L'auteur y raconte sa vie, celle d'un petit juif "cosaque" élevé par sa mère. Arrivé en France à 14 ans, Romain Gary s'engage, après des études de droit, auprès des Forces Françaises Libres pendant la seconde guerre mondiale.

Dans ce livre, Gary raconte l'histoire d'une mère qui construit le destin de son fils: "Tu seras un héros, tu seras un général, Gabriele D'Annunzio, Ambassadeur de France-tous ces voyous ne savent pas qui tu es!"

La prophétie de cette mère invasive mais aimante fut réalisée: Romain Gary, après avoir servi le Général de Gaulle deviendra diplomate.

On pourrait donc détester cette suffisance, cette arrogance, cette linéarité d'une vie réussie mais dès que l'on lit les premières pages de "La vie devant soi", le visage de Momo prend le pas sur cette condescendance littéraire, et on aime alors furieusement le roman d'Emile Ajar.

Ce roman évoque l'histoire de Momo, 10 ans qui habite chez Madame Rosa, une vieille femme juive rescapée des camps. Une femme qui pour vivre élève tous les enfants-orphelins dont plus personne ne veut.

Momo est le narrateur. Il explique avec ses mots d'enfants, comment il vit dans cet appartement du sixième étage. Là, il rencontre Madame Lola, Monsieur Halil, avec qui il discute pour faire passer le temps.

De ces discutions, il y a toujours dans le récit de Momo, une poésie oscillant entre naïveté et lucidité: les formules imagées ou métaphores inégales côtoient souvent une forme de détresse et de regard désabusé sur un monde qui semble déjà avoir tranché entre les forts et les faibles.

"Je crois que c'est les injustes qui dorment le mieux, parce qu'ils s'en foutent, alors que les justes ne peuvent pas fermer l'œil et se font du mauvais sang pour tout"

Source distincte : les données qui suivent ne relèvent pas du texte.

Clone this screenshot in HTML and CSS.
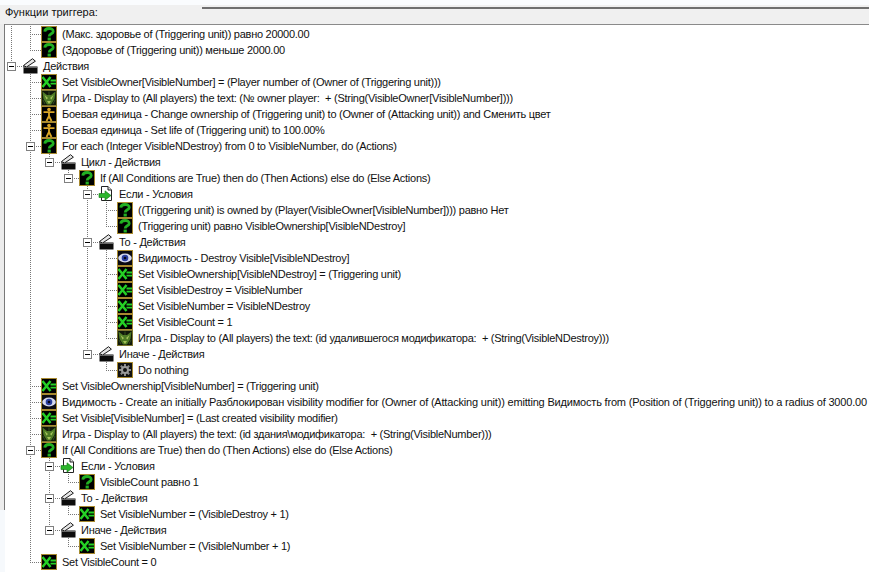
FILE: index.html
```html
<!DOCTYPE html>
<html lang="ru">
<head>
<meta charset="utf-8">
<title>Функции триггера</title>
<link rel="stylesheet" href="styles.css">
</head>
<body>
<svg class="defs" aria-hidden="true">
<symbol id="q" viewBox="0 0 16 16"><rect x=".5" y=".5" width="15" height="15" fill="#000" stroke="#a88a30"/><path d="M3.8 5.6C4 1.6 12.2 1.4 12.2 5.4C12.2 8 8.2 7.6 8.2 10.6" fill="none" stroke="#22b022" stroke-width="2.8"/><rect x="6.6" y="11.6" width="3.2" height="2.9" fill="#22b022"/></symbol>
<symbol id="x" viewBox="0 0 16 16"><rect x=".5" y=".5" width="15" height="15" fill="#000" stroke="#a88a30"/><path d="M1.5 3L9.5 13M9.5 3L1.5 13" fill="none" stroke="#25d025" stroke-width="2.5"/><path d="M9.5 6.5H15M9.5 9.7H15" fill="none" stroke="#25d025" stroke-width="1.8"/></symbol>
<symbol id="game" viewBox="0 0 16 16"><rect x=".5" y=".5" width="15" height="15" fill="#10180a" stroke="#7c7430"/><path d="M1.5 1.5L6 5H10L14.5 1.5L13.5 9L10 14.5H6L2.5 9Z" fill="#4d7a25"/><path d="M3.5 5L7 8L5.5 9.5ZM12.5 5L9 8L10.5 9.5ZM6 11H10L8 14Z" fill="#a5c45a"/><path d="M2 10L4 14M14 10L12 14M8 1.5V5" stroke="#334f1c" fill="none"/></symbol>
<symbol id="unit" viewBox="0 0 16 16"><rect x=".5" y=".5" width="15" height="15" fill="#000" stroke="#a88a30"/><circle cx="8" cy="3.6" r="1.8" fill="#dba726"/><path d="M2.5 6.2H13.5M8 6V10M8 10L5.5 15M8 10L10.5 15" fill="none" stroke="#dba726" stroke-width="1.8"/></symbol>
<symbol id="eye" viewBox="0 0 16 16"><rect x=".5" y=".5" width="15" height="15" fill="#0a0a12" stroke="#a88a30"/><ellipse cx="8" cy="8" rx="6.8" ry="4.4" fill="#d5d9ee"/><circle cx="8" cy="8" r="3.3" fill="#2b3f9f"/><circle cx="8" cy="8" r="1.3" fill="#05051a"/></symbol>
<symbol id="clap" viewBox="0 0 16 16"><path d="M1.5 8.5H15.5V15.5H1.5Z" fill="#0c0c0c"/><path d="M1.5 7.5L10.5 .7L13.4 3.2L4.5 9Z" fill="#e6e6e6" stroke="#1a1a1a"/><path d="M2 9.5H15" stroke="#666"/></symbol>
<symbol id="cond" viewBox="0 0 16 16"><path d="M3.5 .5H10L13.5 4V14.5H3.5Z" fill="#fff" stroke="#222"/><path d="M10 .5V4H13.5" fill="#ddd" stroke="#222"/><path d="M1 7.5H7V4.8L13 9.5L7 14.2V11.5H1Z" fill="#2cb52c" stroke="#117711" stroke-width=".6"/></symbol>
<symbol id="gear" viewBox="0 0 16 16"><rect x=".5" y=".5" width="15" height="15" fill="#111" stroke="#a88a30"/><path d="M8 2V14M2 8H14M3.8 3.8L12.2 12.2M12.2 3.8L3.8 12.2" stroke="#8c8c8c" stroke-width="2"/><circle cx="8" cy="8" r="4" fill="#9a9a9a"/><circle cx="8" cy="8" r="2" fill="#111"/></symbol>
</svg>
<header class="head"><span class="title">Функции триггера:</span><span class="rule"></span></header>
<div class="main">
<div class="rail"><div class="rail-bar"></div></div>
<div class="tree">
<div class="row"><span class="c g"></span><span class="c t"></span><svg class="ic"><use href="#q"/></svg><span class="tx">(Макс. здоровье of (Triggering unit)) равно 20000.00</span></div>
<div class="row"><span class="c g"></span><span class="c l"></span><svg class="ic"><use href="#q"/></svg><span class="tx">(Здоровье of (Triggering unit)) меньше 2000.00</span></div>
<div class="row"><span class="c xl"><i class="box"></i></span><svg class="ic"><use href="#clap"/></svg><span class="tx">Действия</span></div>
<div class="row"><span class="c"></span><span class="c t"></span><svg class="ic"><use href="#x"/></svg><span class="tx">Set VisibleOwner[VisibleNumber] = (Player number of (Owner of (Triggering unit)))</span></div>
<div class="row"><span class="c"></span><span class="c t"></span><svg class="ic"><use href="#game"/></svg><span class="tx">Игра - Display to (All players) the text: (№ owner player:&nbsp; + (String(VisibleOwner[VisibleNumber])))</span></div>
<div class="row"><span class="c"></span><span class="c t"></span><svg class="ic"><use href="#unit"/></svg><span class="tx">Боевая единица - Change ownership of (Triggering unit) to (Owner of (Attacking unit)) and Сменить цвет</span></div>
<div class="row"><span class="c"></span><span class="c t"></span><svg class="ic"><use href="#unit"/></svg><span class="tx">Боевая единица - Set life of (Triggering unit) to 100.00%</span></div>
<div class="row"><span class="c"></span><span class="c xt"><i class="box"></i></span><svg class="ic"><use href="#q"/></svg><span class="tx">For each (Integer VisibleNDestroy) from 0 to VisibleNumber, do (Actions)</span></div>
<div class="row"><span class="c"></span><span class="c g"></span><span class="c xl"><i class="box"></i></span><svg class="ic"><use href="#clap"/></svg><span class="tx">Цикл - Действия</span></div>
<div class="row"><span class="c"></span><span class="c g"></span><span class="c"></span><span class="c xl"><i class="box"></i></span><svg class="ic"><use href="#q"/></svg><span class="tx">If (All Conditions are True) then do (Then Actions) else do (Else Actions)</span></div>
<div class="row"><span class="c"></span><span class="c g"></span><span class="c"></span><span class="c"></span><span class="c xt"><i class="box"></i></span><svg class="ic"><use href="#cond"/></svg><span class="tx">Если - Условия</span></div>
<div class="row"><span class="c"></span><span class="c g"></span><span class="c"></span><span class="c"></span><span class="c g"></span><span class="c t"></span><svg class="ic"><use href="#q"/></svg><span class="tx">((Triggering unit) is owned by (Player(VisibleOwner[VisibleNumber]))) равно Нет</span></div>
<div class="row"><span class="c"></span><span class="c g"></span><span class="c"></span><span class="c"></span><span class="c g"></span><span class="c l"></span><svg class="ic"><use href="#q"/></svg><span class="tx">(Triggering unit) равно VisibleOwnership[VisibleNDestroy]</span></div>
<div class="row"><span class="c"></span><span class="c g"></span><span class="c"></span><span class="c"></span><span class="c xt"><i class="box"></i></span><svg class="ic"><use href="#clap"/></svg><span class="tx">То - Действия</span></div>
<div class="row"><span class="c"></span><span class="c g"></span><span class="c"></span><span class="c"></span><span class="c g"></span><span class="c t"></span><svg class="ic"><use href="#eye"/></svg><span class="tx">Видимость - Destroy Visible[VisibleNDestroy]</span></div>
<div class="row"><span class="c"></span><span class="c g"></span><span class="c"></span><span class="c"></span><span class="c g"></span><span class="c t"></span><svg class="ic"><use href="#x"/></svg><span class="tx">Set VisibleOwnership[VisibleNDestroy] = (Triggering unit)</span></div>
<div class="row"><span class="c"></span><span class="c g"></span><span class="c"></span><span class="c"></span><span class="c g"></span><span class="c t"></span><svg class="ic"><use href="#x"/></svg><span class="tx">Set VisibleDestroy = VisibleNumber</span></div>
<div class="row"><span class="c"></span><span class="c g"></span><span class="c"></span><span class="c"></span><span class="c g"></span><span class="c t"></span><svg class="ic"><use href="#x"/></svg><span class="tx">Set VisibleNumber = VisibleNDestroy</span></div>
<div class="row"><span class="c"></span><span class="c g"></span><span class="c"></span><span class="c"></span><span class="c g"></span><span class="c t"></span><svg class="ic"><use href="#x"/></svg><span class="tx">Set VisibleCount = 1</span></div>
<div class="row"><span class="c"></span><span class="c g"></span><span class="c"></span><span class="c"></span><span class="c g"></span><span class="c l"></span><svg class="ic"><use href="#game"/></svg><span class="tx">Игра - Display to (All players) the text: (id удалившегося модификатора:&nbsp; + (String(VisibleNDestroy)))</span></div>
<div class="row"><span class="c"></span><span class="c g"></span><span class="c"></span><span class="c"></span><span class="c xl"><i class="box"></i></span><svg class="ic"><use href="#clap"/></svg><span class="tx">Иначе - Действия</span></div>
<div class="row"><span class="c"></span><span class="c g"></span><span class="c"></span><span class="c"></span><span class="c"></span><span class="c l"></span><svg class="ic"><use href="#gear"/></svg><span class="tx">Do nothing</span></div>
<div class="row"><span class="c"></span><span class="c t"></span><svg class="ic"><use href="#x"/></svg><span class="tx">Set VisibleOwnership[VisibleNumber] = (Triggering unit)</span></div>
<div class="row"><span class="c"></span><span class="c t"></span><svg class="ic"><use href="#eye"/></svg><span class="tx tx-long">Видимость - Create an initially Разблокирован visibility modifier for (Owner of (Attacking unit)) emitting Видимость from (Position of (Triggering unit)) to a radius of 3000.00</span></div>
<div class="row"><span class="c"></span><span class="c t"></span><svg class="ic"><use href="#x"/></svg><span class="tx">Set Visible[VisibleNumber] = (Last created visibility modifier)</span></div>
<div class="row"><span class="c"></span><span class="c t"></span><svg class="ic"><use href="#game"/></svg><span class="tx">Игра - Display to (All players) the text: (id здания\модификатора:&nbsp; + (String(VisibleNumber)))</span></div>
<div class="row"><span class="c"></span><span class="c xt"><i class="box"></i></span><svg class="ic"><use href="#q"/></svg><span class="tx">If (All Conditions are True) then do (Then Actions) else do (Else Actions)</span></div>
<div class="row"><span class="c"></span><span class="c g"></span><span class="c xt"><i class="box"></i></span><svg class="ic"><use href="#cond"/></svg><span class="tx">Если - Условия</span></div>
<div class="row"><span class="c"></span><span class="c g"></span><span class="c g"></span><span class="c l"></span><svg class="ic"><use href="#q"/></svg><span class="tx">VisibleCount равно 1</span></div>
<div class="row"><span class="c"></span><span class="c g"></span><span class="c xt"><i class="box"></i></span><svg class="ic"><use href="#clap"/></svg><span class="tx">То - Действия</span></div>
<div class="row"><span class="c"></span><span class="c g"></span><span class="c g"></span><span class="c l"></span><svg class="ic"><use href="#x"/></svg><span class="tx">Set VisibleNumber = (VisibleDestroy + 1)</span></div>
<div class="row"><span class="c"></span><span class="c g"></span><span class="c xl"><i class="box"></i></span><svg class="ic"><use href="#clap"/></svg><span class="tx">Иначе - Действия</span></div>
<div class="row"><span class="c"></span><span class="c g"></span><span class="c"></span><span class="c l"></span><svg class="ic"><use href="#x"/></svg><span class="tx">Set VisibleNumber = (VisibleNumber + 1)</span></div>
<div class="row"><span class="c"></span><span class="c l"></span><svg class="ic"><use href="#x"/></svg><span class="tx">Set VisibleCount = 0</span></div>
</div>
</div>
</body>
</html>
```
FILE: styles.css
```css
html, body {
  margin: 0;
  height: 100%;
  overflow: hidden;
  background: #fff;
}
body {
  font: 11px/16px "Liberation Sans", Arial, sans-serif;
  color: #111;
}
.defs {
  display: none;
}
.head {
  display: flex;
  align-items: flex-start;
  height: 19px;
  padding-left: 5px;
  background: #f0f0f0;
  border-top: 5px solid #fafcfe;
}
.title {
  flex: none;
  width: 197px;
  line-height: 15px;
}
.rule {
  flex: 1;
  height: 2px;
  margin-top: 2px;
  background: #6f6f6f;
}
.main {
  display: flex;
  align-items: flex-start;
}
.rail {
  flex: none;
  width: 5px;
  height: 548px;
  background: #f6f9fc;
}
.rail-bar {
  box-sizing: border-box;
  height: 486px;
  background: #ececec;
  border-right: 1px solid #787878;
}
.tree {
  flex: 1;
  min-width: 0;
  padding-top: 1px;
  border-top: 1px solid #8a8a8a;
  white-space: nowrap;
}
.row {
  display: flex;
  align-items: center;
  height: 16px;
}
.c {
  flex: none;
  display: flex;
  align-items: center;
  width: 19px;
  height: 16px;
  background-repeat: no-repeat;
}
.g, .t, .l, .xt, .xl {
  --v: repeating-linear-gradient(180deg, #777 0 1px, transparent 1px 2px);
  --h: repeating-linear-gradient(90deg, #777 0 1px, transparent 1px 2px);
}
.g {
  background-image: var(--v);
  background-size: 1px 16px;
  background-position: 6px 0;
}
.t, .xt {
  background-image: var(--v), var(--h);
  background-size: 1px 16px, 13px 1px;
  background-position: 6px 0, 6px 8px;
}
.l, .xl {
  background-image: var(--v), var(--h);
  background-size: 1px 9px, 13px 1px;
  background-position: 6px 0, 6px 8px;
}
.box {
  box-sizing: border-box;
  width: 9px;
  height: 9px;
  margin-left: 2px;
  border: 1px solid #808080;
  background: #fff linear-gradient(#000, #000) center / 5px 1px no-repeat;
}
.ic {
  flex: none;
  width: 16px;
  height: 16px;
  margin-left: -2px;
}
.tx {
  margin-left: 5px;
  letter-spacing: -0.27px;
}
.tx-long {
  letter-spacing: -0.19px;
}
```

"Monsieur Halil m'avait souvent dit que le temps vient lentement du désert avec ses caravanes de chameaux et qu'il n'est pas pressé car il transportait l'éternité. Mais c'est toujours plus joli quand on le raconte que lorsqu'on le regarde sur le visage d'une vieille personne qui se fait voler chaque jour un peu plus et si vous voulez mon avis le temps c'est plutôt du côté des voleurs qu'il faut aller le chercher."

"La vie devant soi" est l’antithèse de la promesse de l'homme car il y évoque une mère absente, un enfant délaissé et perdue et ce malgré l'amour de Madame Rosa.

C'est aussi un roman plus dans la vie que dans les souvenirs: Momo se raconte pas, il exprime son point de vue et ses pensées sur un monde qu'il découvre.

C'est ici la grande force de cette ouvrage, de savoir restituer la parole criante de vérité d'un enfant perdu, comme dans l'attrape-cœurs de Salinger.

http://lexilousarko.blog.fr/2010/01/30/l-attrape-coeurs-de-j-d-sallinger-7904722/

Faut-il donc choisir entre l'autobiographie léchée et parfois ennuyeuse de Romain Gary racontant une vie faite de successions d'exploits, et le récit poétique et maladroit de Momo 10 ans.

Je ne le pense pas: il y a sans doute déjà du Ajar dans le Gary de "la Promesse de l'aube" et du Gary dans le Ajar de "la vie devant soi".

Une façon de cacher l’homme derrière l'écrivain ou l'écrivain derrière l'homme.